Shortly after the CDC re-issued the eviction moratorium, the City of Madison approved an additional $16 million in emergency rental aid for county residents.
The measure was approved by Madison’s common council at its meeting yesterday. This is the second major cash infusion for the program — back in January, the city and county jointly allocated $16.2 million for the rental aid initiative.
Linette Rhodes, Madison’s Community Development Grant supervisor, says that the new round of money will provide continued funding while the city and county move into the next phase of the project.
“Back in January, both the city of Madison and Dane County received a direct allocation from the U.S. Treasury of emergency rental assistance,” Rhodes says. “The city and county then formed the current program — the Dane CORE program — which is operated by the Tenant Resource Center. The state of Wisconsin also provided some funding from the first round of emergency rental assistance. The state got about $332 million of emergency rental assistance, so they are providing the city with another round of assistance — the additional $16 million — so that we can ensure that the Dane CORE program has adequate funding to continue processing applications.”
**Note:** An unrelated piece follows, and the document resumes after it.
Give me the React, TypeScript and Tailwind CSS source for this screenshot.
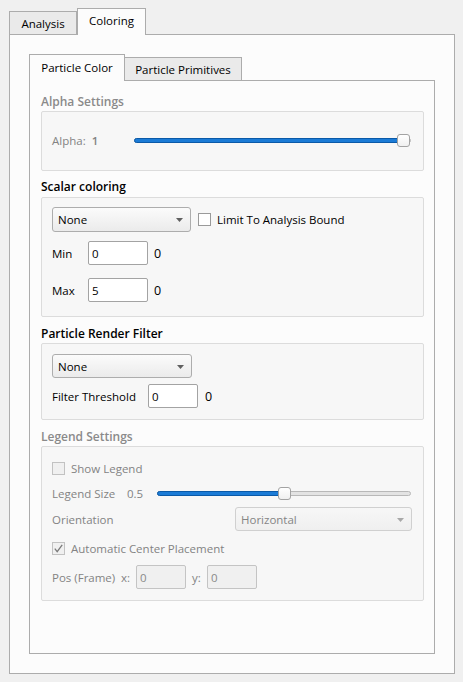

Speaking with WORT ahead of the council’s vote, Tenant Resource Center Executive Director Robin Sereno said the resolution also allows the Center to provide free legal counsel to undocumented residents facing eviction.
Financial rental relief is available for undocumented Dane County residents — but finding legal aid to navigate the complex process can be a major hurdle for some. Sereno says that other housing aid organizations in Dane County largely aren’t able to provide legal help to undocumented folks.
“For the first time, we’ll have free services for folks regardless of immigration status,” Sereno says. “Largely, anybody who’s undocumented in Dane County, there’s no place for them to go unless they happen to find an attorney who will represent them for free.”
The new rental aid, and the re-issued CDC moratorium, come just a few days after the federal government’s prior eviction moratorium ended. Tenant advocacy groups have expressed concerns that permanently ending the eviction moratorium could instigate a national eviction crisis.
The new, limited CDC eviction moratorium is tentatively set to expire on October third.